Le reazioni ai cambiamenti
Vincitore dell’Orso d’Oro al 72° Festival di Berlino, Alcarràs – L’ultimo raccolto è il secondo lungometraggio scritto e diretto da Carla Simón, regista catalana classe 1986 che per realizzare questo film si è ispirata all’attività agricola del nonno e degli zii.
Ambientata nel villaggio di Alcarràs in Catalogna, l’opera racconta di una famiglia di raccoglitori di pesche che scopre che i terreni dove ha sempre lavorato non sono legalmente suoi perché non c’è alcun contratto di vendita.
Il reale proprietario vuole inoltre abbattere gli alberi per costruire dei pannelli solari, intenzione alla quale il nucleo familiare non può opporsi. Per il gruppo di agricoltori l’estate che sta trascorrendo sarà dunque l’ultima in cui poter raccogliere i frutti della terra dove ha vissuto per diverse generazioni. Anche se potenzialmente la vicenda del film contiene molti temi politici (il conflitto tra grandi aziende agricole e le famiglie contadine, le contraddizioni della transizione ecologica e della sua gestione, ecc.), l’autrice sceglie un registro intimista e quotidiano, dove le questioni pubbliche – pur presenti – sono lasciate sullo sfondo per privilegiare una narrazione corale e minimalista in cui mettere al centro lo stato psicologico dei diversi componenti del nucleo familiare. Ed è proprio nella molteplicità dei punti di vista che sta la forza del titolo in questione, che riesce a evidenziare in modo al tempo stesso profondo e delicato le reazioni emotive dei personaggi ai cambiamenti in atto: lo stress e la frustrazione del “capo famiglia”; il senso malinconico di perdita del nonno; il mix di ribellione e di solidarietà verso la figura paterna dei due figli adolescenti; l’inconsapevolezza dei bambini che giocano e si divertono in mezzo alla natura senza sapere cosa sta accadendo attorno a loro.

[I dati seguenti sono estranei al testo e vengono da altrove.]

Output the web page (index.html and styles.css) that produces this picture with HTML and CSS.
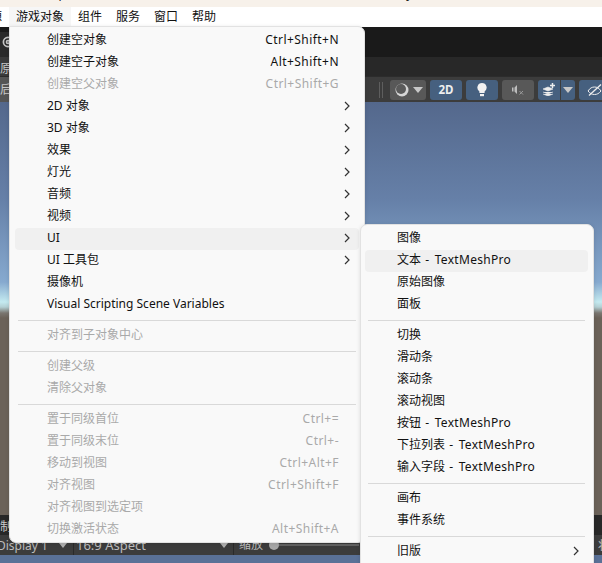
FILE: index.html
```html
<!DOCTYPE html>
<html lang="zh-CN">
<head>
  <meta charset="UTF-8" />
  <title>Unity 游戏对象菜单</title>
  <link rel="stylesheet" href="styles.css">
</head>
<body>
  <div class="app">
    <div class="titlebar"><span class="title-text">SampleScene - 我的项目_提升学习路径 - Windows, Mac, Linux - Unity</span></div>
    <div class="menubar">
      <span class="menubar-item cut">资源</span>
      <span class="menubar-item active">游戏对象</span>
      <span class="menubar-item">组件</span>
      <span class="menubar-item">服务</span>
      <span class="menubar-item">窗口</span>
      <span class="menubar-item">帮助</span>
    </div>

    <div class="editor">
      <div class="row-top">
        <div class="edge edge-top">
          <svg class="gear" width="14" height="14" viewBox="0 0 14 14"><circle cx="7" cy="7" r="4.600"/><circle cx="7" cy="7" r="1.500"/></svg>
        </div>
      </div>
      <div class="row-second"><div class="edge"><span>原</span></div></div>
      <div class="toolbar">
        <div class="edge edge-light"><span>后</span></div>
        <div class="toolbar-space"></div>
        <div class="handle"></div>
        <div class="tool tool-grey tool-sky">
          <svg width="16" height="16" viewBox="0 0 16 16"><circle cx="8" cy="8" r="6.500" fill="#d6d6d6"/><circle cx="7" cy="7" r="5" fill="#5a5a5a"/></svg>
          <i class="caret"></i>
        </div>
        <div class="tool tool-blue">2D</div>
        <div class="tool tool-blue">
          <svg width="12" height="14" viewBox="0 0 12 14"><path d="M6 0a4.600 4.600 0 0 0-2.600 8.400V10h5.200V8.400A4.600 4.600 0 0 0 6 0z" fill="#f2f2f2"/><rect x="4" y="11" width="4" height="2.200" fill="#f2f2f2"/></svg>
        </div>
        <div class="tool tool-grey">
          <svg width="13" height="12" viewBox="0 0 13 12"><path d="M0 3.500h1.500v4H0zM2.500 3.500L5 1v9L2.500 7.500z" fill="#bdbdbd"/><path d="M7.500 7l3.500 3.500M11 7l-3.500 3.500" stroke="#9a9a9a" fill="none"/></svg>
        </div>
        <div class="tool tool-blue tool-split">
          <svg width="14" height="13" viewBox="0 0 14 13"><path d="M1 6l5-2 5 2-5 2zM1 9l5 2 5-2M1 11l5 2 5-2" fill="#eee" stroke="#eee" stroke-width=".6"/><path d="M10.500 0v5M8 2.500h5" stroke="#eee" stroke-width="1.500"/></svg>
        </div>
        <div class="tool tool-blue tool-arrow"><i class="caret"></i></div>
        <div class="tool tool-blue tool-eye">
          <svg width="16" height="12" viewBox="0 0 16 12"><path d="M1 7c2-3 4-4 6.500-4S12 4 14 7c-2 2.500-4 3.500-6.500 3.500S3 9.500 1 7z" fill="none" stroke="#eee"/><path d="M2 11.500L14 .5" stroke="#eee" stroke-width="1.300"/></svg>
        </div>
      </div>
      <div class="scene"></div>
      <div class="game-tabs"><div class="edge"><span>制</span></div></div>
      <div class="game-bar">
        <span class="display">Display 1</span><i class="caret caret-dim"></i>
        <span class="aspect">16:9 Aspect</span><i class="caret caret-dim"></i>
        <span class="zoom-label">缩放</span>
        <div class="slider"><i class="knob"></i></div>
        <span class="state">状态</span>
      </div>
      <div class="game-view"></div>
    </div>

    <div class="menu menu-main">
      <div class="item"><span class="label">创建空对象</span><span class="keys">Ctrl+Shift+N</span><span class="arrow"></span></div>
      <div class="item"><span class="label">创建空子对象</span><span class="keys">Alt+Shift+N</span><span class="arrow"></span></div>
      <div class="item off"><span class="label">创建空父对象</span><span class="keys">Ctrl+Shift+G</span><span class="arrow"></span></div>
      <div class="item"><span class="label">2D 对象</span><span class="arrow"><svg width="6" height="10" viewBox="0 0 6 10"><path d="M1 1l4 4-4 4"/></svg></span></div>
      <div class="item"><span class="label">3D 对象</span><span class="arrow"><svg width="6" height="10" viewBox="0 0 6 10"><path d="M1 1l4 4-4 4"/></svg></span></div>
      <div class="item"><span class="label">效果</span><span class="arrow"><svg width="6" height="10" viewBox="0 0 6 10"><path d="M1 1l4 4-4 4"/></svg></span></div>
      <div class="item"><span class="label">灯光</span><span class="arrow"><svg width="6" height="10" viewBox="0 0 6 10"><path d="M1 1l4 4-4 4"/></svg></span></div>
      <div class="item"><span class="label">音频</span><span class="arrow"><svg width="6" height="10" viewBox="0 0 6 10"><path d="M1 1l4 4-4 4"/></svg></span></div>
      <div class="item"><span class="label">视频</span><span class="arrow"><svg width="6" height="10" viewBox="0 0 6 10"><path d="M1 1l4 4-4 4"/></svg></span></div>
      <div class="item hover"><span class="label">UI</span><span class="arrow"><svg width="6" height="10" viewBox="0 0 6 10"><path d="M1 1l4 4-4 4"/></svg></span></div>
      <div class="item"><span class="label">UI 工具包</span><span class="arrow"><svg width="6" height="10" viewBox="0 0 6 10"><path d="M1 1l4 4-4 4"/></svg></span></div>
      <div class="item"><span class="label">摄像机</span></div>
      <div class="item"><span class="label">Visual Scripting Scene Variables</span></div>
      <div class="sep"></div>
      <div class="item off"><span class="label">对齐到子对象中心</span></div>
      <div class="sep"></div>
      <div class="item off"><span class="label">创建父级</span></div>
      <div class="item off"><span class="label">清除父对象</span></div>
      <div class="sep"></div>
      <div class="item off"><span class="label">置于同级首位</span><span class="keys">Ctrl+=</span><span class="arrow"></span></div>
      <div class="item off"><span class="label">置于同级末位</span><span class="keys">Ctrl+-</span><span class="arrow"></span></div>
      <div class="item off"><span class="label">移动到视图</span><span class="keys">Ctrl+Alt+F</span><span class="arrow"></span></div>
      <div class="item off"><span class="label">对齐视图</span><span class="keys">Ctrl+Shift+F</span><span class="arrow"></span></div>
      <div class="item off"><span class="label">对齐视图到选定项</span></div>
      <div class="item off"><span class="label">切换激活状态</span><span class="keys">Alt+Shift+A</span><span class="arrow"></span></div>
    </div>

    <div class="menu menu-sub">
      <div class="item"><span class="label">图像</span></div>
      <div class="item hover"><span class="label">文本 <span class="tmp">- TextMeshPro</span></span></div>
      <div class="item"><span class="label">原始图像</span></div>
      <div class="item"><span class="label">面板</span></div>
      <div class="sep"></div>
      <div class="item"><span class="label">切换</span></div>
      <div class="item"><span class="label">滑动条</span></div>
      <div class="item"><span class="label">滚动条</span></div>
      <div class="item"><span class="label">滚动视图</span></div>
      <div class="item"><span class="label">按钮 <span class="tmp">- TextMeshPro</span></span></div>
      <div class="item"><span class="label">下拉列表 <span class="tmp">- TextMeshPro</span></span></div>
      <div class="item"><span class="label">输入字段 <span class="tmp">- TextMeshPro</span></span></div>
      <div class="sep"></div>
      <div class="item"><span class="label">画布</span></div>
      <div class="item"><span class="label">事件系统</span></div>
      <div class="sep"></div>
      <div class="item"><span class="label">旧版</span><span class="arrow"><svg width="6" height="10" viewBox="0 0 6 10"><path d="M1 1l4 4-4 4"/></svg></span></div>
    </div>
  </div>
</body>
</html>
```

FILE: styles.css
```css
html, body { margin: 0; padding: 0; }
body { font-family: "Noto Sans", "Noto Sans CJK SC", sans-serif; font-size: 12px; color: #111; background: #fff; }
.app { position: relative; width: 602px; height: 563px; overflow: hidden; }

.titlebar { height: 7px; background: #f7f1ea; overflow: hidden; padding-left: 34px; font-size: 12px; line-height: 7px; white-space: nowrap; color: #222; }
.title-text { display: block; margin-top: -10px; }

.menubar { display: flex; height: 20px; background: #fff; white-space: nowrap; }
.menubar-item { padding: 0 7px; width: 24px; line-height: 19px; }
.menubar-item.active { background: #f6f6f6; width: 48px; }
.menubar-item.cut { margin-left: -29px; }

.editor { display: flex; flex-direction: column; height: 536px; background: #1a1a1a; }
.edge { width: 9px; height: 100%; overflow: hidden; flex: none; line-height: 23px; color: #c8c8c8; white-space: nowrap; }
.row-top { height: 30px; flex: none; padding-top: 5px; box-sizing: border-box; }
.edge-top { background: #2a2a2a; }
.gear { display: block; margin: 3px 0 0 1px; fill: none; stroke: #c4c4c4; stroke-width: 1.700; }
.row-second { height: 19px; flex: none; background: #282828; }
.row-second .edge { background: #3a3a3a; }
.toolbar { display: flex; align-items: center; gap: 4px; height: 26px; flex: none; background: #3c3c3c; overflow: hidden; border-top: 1px solid #2c2c2c; box-sizing: border-box; }
.edge-light { background: #555; margin-right: -4px; line-height: 25px; }
.toolbar-space { width: 366px; flex: none; }
.handle { width: 2px; height: 16px; border-left: 1px solid #5e5e5e; border-right: 1px solid #5e5e5e; margin-right: 3px; flex: none; }
.tool { display: flex; align-items: center; justify-content: center; width: 32px; height: 20px; border-radius: 3px; flex: none; color: #eee; font-weight: 700; font-size: 11.500px; }
.tool-blue { background: #46607f; }
.tool-grey { background: #585858; }
.tool-sky { width: 36px; gap: 3px; }
.tool-split { width: 22px; border-radius: 3px 0 0 3px; margin-right: -3px; }
.tool-arrow { width: 14px; border-radius: 0 3px 3px 0; }
.tool-eye { width: 32px; }
.caret { display: block; width: 0; height: 0; border-left: 5px solid transparent; border-right: 5px solid transparent; border-top: 6px solid #c8c8c8; flex: none; }

.scene { height: 413px; flex: none; background: linear-gradient(#54688c 0, #6680a8 98px, #86a9cf 180px, #c4eaf0 200px, #b4d0d4 205px, #7a7670 211px, #6b6259 216px, #6b6259 100%); }

.game-tabs { height: 20px; flex: none; background: #282828; }
.game-tabs .edge { line-height: 24px; margin-top: 0; }
.game-bar { display: flex; align-items: center; height: 20px; flex: none; background: #3c3c3c; color: #bdbdbd; white-space: nowrap; overflow: hidden; font-size: 13px; }
.display { margin-left: -3px; width: 62px; flex: none; font-size: 12px; }
.aspect { margin-left: 6px; padding-left: 2px; border-left: 1px solid #2a2a2a; width: 144px; flex: none; line-height: 20px; }
.caret-dim { border-top-color: #b0b0b0; border-left-width: 4px; border-right-width: 4px; border-top-width: 5px; }
.zoom-label { margin-left: 5px; padding-left: 5px; border-left: 1px solid #2a2a2a; font-size: 12px; line-height: 20px; }
.slider { position: relative; width: 90px; height: 2px; margin-left: 6px; background: #636363; flex: none; }
.knob { position: absolute; left: 0; top: -4px; width: 10px; height: 10px; border-radius: 50%; background: #a8a8a8; }
.state { margin-left: 239px; font-size: 12px; flex: none; }
.game-view { flex: 1; background: #5a7197; }

.menu { position: absolute; box-sizing: border-box; padding: 3px 5px; background: #f9f9f9; border: 1px solid #e2e2e2; border-radius: 7px; box-shadow: 0 1px 4px rgba(0,0,0,0.12); }
.menu-main { left: 9px; top: 26px; width: 356px; height: 517px; border-top-left-radius: 0; }
.menu-sub { left: 360px; top: 224px; width: 234px; height: 350px; padding-left: 4px; }
.item { display: flex; align-items: center; height: 22px; line-height: 20px; padding-left: 32px; padding-bottom: 2px; box-sizing: border-box; border-radius: 4px; white-space: nowrap; }
.item .label { flex: 1; }
.item .keys { text-align: right; letter-spacing: .45px; }
.item .arrow { display: flex; align-items: center; justify-content: flex-start; width: 20px; padding-left: 5px; box-sizing: border-box; flex: none; }
.arrow svg { display: block; fill: none; stroke: #333; stroke-width: 1.200; }
.tmp { margin-left: 1px; word-spacing: 2px; letter-spacing: .3px; }
.item.hover { background: #f0f0f0; }
.item.off { color: #a9a9a9; }
.sep { height: 1px; margin: 4px 3px; background: #d9d9d9; }
```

Tutto ciò viene portato avanti con un ritmo volutamente rilassato e con una regia attenta tanto all’intimità dei personaggi (molti i primi piani sui loro sguardi) quanto alla rappresentazione realista della quotidianità familiare, tra il duro lavoro nei frutteti, le conversazioni a tavola e fuori (spesso rivelatrici delle usanze e dei problemi della comunità), i momenti di noia davanti alla televisione e quelli di svago alla festa di paese o nelle riunioni di famiglia. Questo in un film che per andamento e narrazione ricorda il cinema di Lucrecia Martel (La ciénaga, La niña santa), mentre per ambientazioni, temi e atmosfere risulta piuttosto vicino a Le meraviglie di Alice Rohrwacher.
È dunque evidente che quello di Carla Simón non è un lavoro portatore di elementi estetici e linguistici nuovi, ma è piuttosto un titolo che elabora degli stilemi noti in modo personale ed efficace, tra ispirazione autobiografica, approccio intimista e sguardo realista.